--- START OF Raw data ---
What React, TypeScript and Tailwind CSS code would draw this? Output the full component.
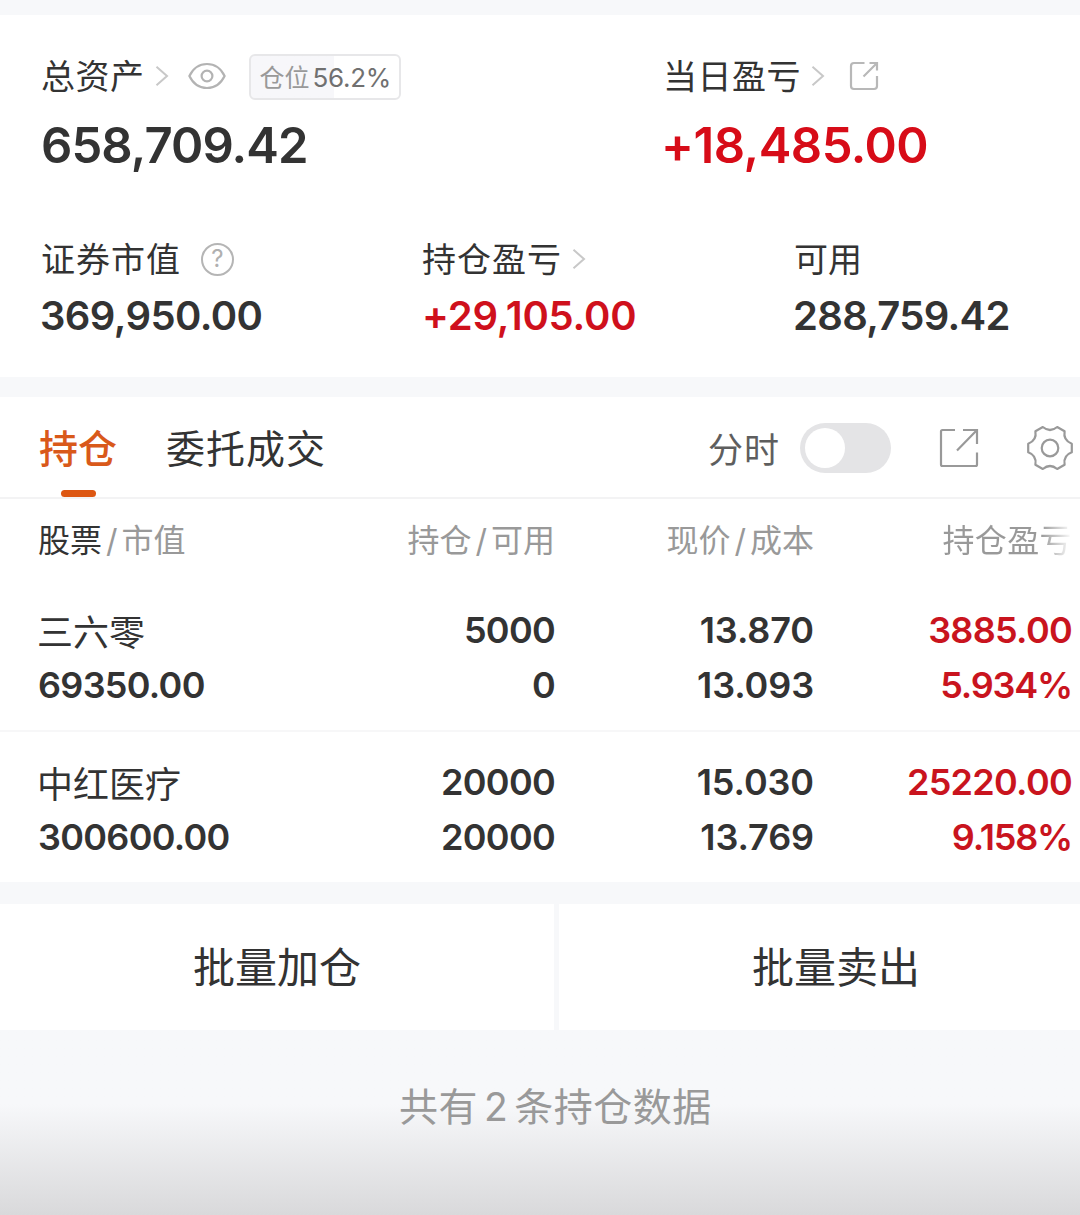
import React from 'react'

const Chevron = ({ className = '' }: { className?: string }) => (
  <svg
    className={`h-5 w-3.5 ${className}`}
    viewBox="0 0 14 20"
    fill="none"
    stroke="#c8c8c8"
    strokeWidth="2"
  >
    <path d="M1.5 0.8 12 10 1.5 19.2" />
  </svg>
)

const Eye = () => (
  <svg
    className="h-7 w-[38px]"
    viewBox="0 0 38 28"
    fill="none"
    stroke="#b3b3b3"
    strokeWidth="2.2"
  >
    <path d="M1.4 14C5 6.5 11.5 2 19 2s14 4.5 17.6 12C33 21.5 26.5 26 19 26S5 21.5 1.4 14Z" />
    <circle cx="19" cy="14" r="5.4" />
  </svg>
)

const ShareSmall = () => (
  <svg
    className="h-[30px] w-[30px]"
    viewBox="0 0 30 30"
    fill="none"
    stroke="#b8b8b8"
    strokeWidth="2.2"
  >
    <path d="M15.5 2H5a3 3 0 0 0-3 3v20a3 3 0 0 0 3 3h20a3 3 0 0 0 3-3V15" />
    <path d="M20.5 2H28v7.5M28 2 14.5 15.5" />
  </svg>
)

const Share = () => (
  <svg
    className="h-10 w-10"
    viewBox="0 0 40 40"
    fill="none"
    stroke="#999999"
    strokeWidth="2.2"
  >
    <path d="M16 2H3.5A1.5 1.5 0 0 0 2 3.5v33A1.5 1.5 0 0 0 3.5 38h33a1.5 1.5 0 0 0 1.5-1.5V24.5" />
    <path d="M24 2h14v14M38 2 18 22.5" />
  </svg>
)

const Gear = () => (
  <svg
    className="h-12 w-12"
    viewBox="-24 -24 48 48"
    fill="none"
    stroke="#999999"
    strokeWidth="2.2"
    strokeLinejoin="round"
  >
    <path d="M21.8-4.3V4.3Q13 7.5 14.6 16.7L7.2 21Q0 15-7.2 21L-14.6 16.7Q-13 7.5-21.8 4.3V-4.3Q-13-7.5-14.6-16.7L-7.2-21Q0-15 7.2-21L14.6-16.7Q13-7.5 21.8-4.3Z" />
    <circle r="8.3" />
  </svg>
)

const Help = () => (
  <span className="flex h-[33px] w-[33px] items-center justify-center rounded-full border-2 border-[#b5b5b5] text-[24px] leading-none text-[#b0b0b0]">
    ?
  </span>
)

const holdings = [
  {
    name: '三六零',
    value: '69350.00',
    amount: '5000',
    available: '0',
    price: '13.870',
    cost: '13.093',
    profit: '3885.00',
    percent: '5.934%',
  },
  {
    name: '中红医疗',
    value: '300600.00',
    amount: '20000',
    available: '20000',
    price: '15.030',
    cost: '13.769',
    profit: '25220.00',
    percent: '9.158%',
  },
]

const Summary = () => (
  <section className="h-[362px] bg-white pt-[37px]">
    <div className="flex pl-[41px]">
      <div className="w-[622px]">
        <div className="flex h-12 items-center">
          <span className="text-[34px] tracking-[0.5px]">总资产</span>
          <Chevron className="ml-2.5 mr-[19px]" />
          <Eye />
          <div className="mt-0.5 ml-[23px] flex h-[46px] w-[152px] items-center rounded-md border-2 border-[#e7e7e9] bg-linear-to-r from-[#f7f7fa] from-56% to-white to-56% pl-[9px] text-[25px] text-[#999999]">
            <span className="pt-1">仓位</span>
            <span className="ml-[3px] text-[26px] tracking-[-0.3px] text-[#707070]">
              56.2%
            </span>
          </div>
        </div>
        <p className="mt-4 text-[49px] font-semibold leading-[60px] tracking-[-0.9px]">
          658,709.42
        </p>
      </div>
      <div>
        <div className="flex h-12 items-center">
          <span className="text-[34px] tracking-[0.5px]">当日盈亏</span>
          <Chevron className="ml-2.5 mr-6" />
          <ShareSmall />
        </div>
        <p className="-ml-0.5 mt-4 text-[49px] font-semibold leading-[60px] tracking-[-0.5px] text-[#d70c18]">
          +18,485.00
        </p>
      </div>
    </div>

    <div className="mt-[59px] flex pl-[41px]">
      <div className="w-[381px]">
        <div className="flex h-12 items-center">
          <span className="mr-5 text-[34px] tracking-[1px]">证券市值</span>
          <Help />
        </div>
        <p className="-ml-px mt-[7px] text-[40px] font-semibold leading-[52px] tracking-[-0.6px]">
          369,950.00
        </p>
      </div>
      <div className="w-[372px]">
        <div className="flex h-12 items-center">
          <span className="text-[34px] tracking-[1px]">持仓盈亏</span>
          <Chevron className="ml-2.5" />
        </div>
        <p className="mt-[7px] text-[40px] font-semibold leading-[52px] tracking-[-0.2px] text-[#cf101c]">
          +29,105.00
        </p>
      </div>
      <div>
        <div className="flex h-12 items-center">
          <span className="text-[34px]">可用</span>
        </div>
        <p className="-ml-px mt-[7px] text-[40px] font-semibold leading-[52px] tracking-[-0.7px]">
          288,759.42
        </p>
      </div>
    </div>
  </section>
)

const Tabs = () => (
  <div className="flex h-[102px] items-center border-b-2 border-[#f3f3f4] pl-[38px] pr-[6px] pt-0.5">
    <div className="flex h-full w-20 flex-col items-center justify-end">
      <span className="text-[39px] font-medium leading-[60px] text-[#d9591a]">
        持仓
      </span>
      <span className="mt-[11px] h-[7px] w-[35px] rounded-full bg-[#dd5712]" />
    </div>
    <span className="ml-12 pt-0.5 text-[39px] tracking-[1px]">委托成交</span>
    <span className="ml-auto pt-1 text-[35px] tracking-[1px] text-[#5e5e5e]">
      分时
    </span>
    <div className="ml-5 flex h-[50px] w-[91px] items-center rounded-full bg-[#e4e4e6] pl-[5px]">
      <span className="h-10 w-10 rounded-full bg-white" />
    </div>
    <div className="ml-12 mr-[47px]">
      <Share />
    </div>
    <Gear />
  </div>
)

const Holdings = () => (
  <>
    <div className="grid h-[81px] grid-cols-[258px_259px_259px_258px] items-center pl-[38px] pt-[3px] text-right text-[32px] text-[#999999]">
      <span className="text-left">
        <span className="text-[#333333]">股票</span>
        <span className="mx-1">/</span>
        市值
      </span>
      <span>
        持仓<span className="mx-1">/</span>可用
      </span>
      <span>
        现价<span className="mx-1">/</span>成本
      </span>
      <span className="bg-linear-to-r from-[#999999] from-88% to-white bg-clip-text tracking-[0.4px] text-transparent">
        持仓盈亏
      </span>
    </div>
    {holdings.map((item) => (
      <div
        key={item.name}
        className="grid h-[152px] grid-cols-[258px_259px_259px_258px] border-b-2 border-[#f7f7f8] pl-[38px] pt-[23px] text-right text-[36px] font-semibold leading-[55px] tracking-[-0.7px] last:border-b-0"
      >
        <div className="text-left">
          <p className="-ml-px h-[55px] pt-[3px] font-normal tracking-normal">
            {item.name}
          </p>
          <p>{item.value}</p>
        </div>
        <div>
          <p>{item.amount}</p>
          <p>{item.available}</p>
        </div>
        <div className="tracking-[-0.1px]">
          <p>{item.price}</p>
          <p>{item.cost}</p>
        </div>
        <div className="text-[#c9141e]">
          <p>{item.profit}</p>
          <p className="tracking-[-1.2px]">{item.percent}</p>
        </div>
      </div>
    ))}
  </>
)

const App = () => {
  return (
    <main className="flex h-[1215px] w-[1080px] flex-col overflow-hidden whitespace-nowrap bg-[#f7f8fa] pt-[15px] font-['Inter','Noto_Sans_CJK_SC',sans-serif] text-[#333333] [font-feature-settings:'calt'_0]">
      <Summary />
      <section className="mt-5 h-[485px] overflow-hidden bg-white">
        <Tabs />
        <Holdings />
      </section>
      <div className="mt-[22px] flex h-[126px] gap-[5px] text-[42px] leading-[128px]">
        <button className="w-[554px] shrink-0 bg-white">批量加仓</button>
        <button className="w-[554px] shrink-0 bg-white">批量卖出</button>
      </div>
      <footer className="flex-1 bg-linear-to-b from-[#f7f8fa] from-40% to-[#d9d9db] pl-[399px] pt-[47px] text-[39px] leading-[60px] tracking-[0.5px] text-[#999999]">
        共有<span className="mx-1.5">2</span>条持仓数据
      </footer>
    </main>
  )
}

export default App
--- END OF Raw data ---
■ Requirement:
Find the word "React" in the data and show each line that holds it.

■ Written answer:
What React, TypeScript and Tailwind CSS code would draw this? Output the full component.
import React from 'react'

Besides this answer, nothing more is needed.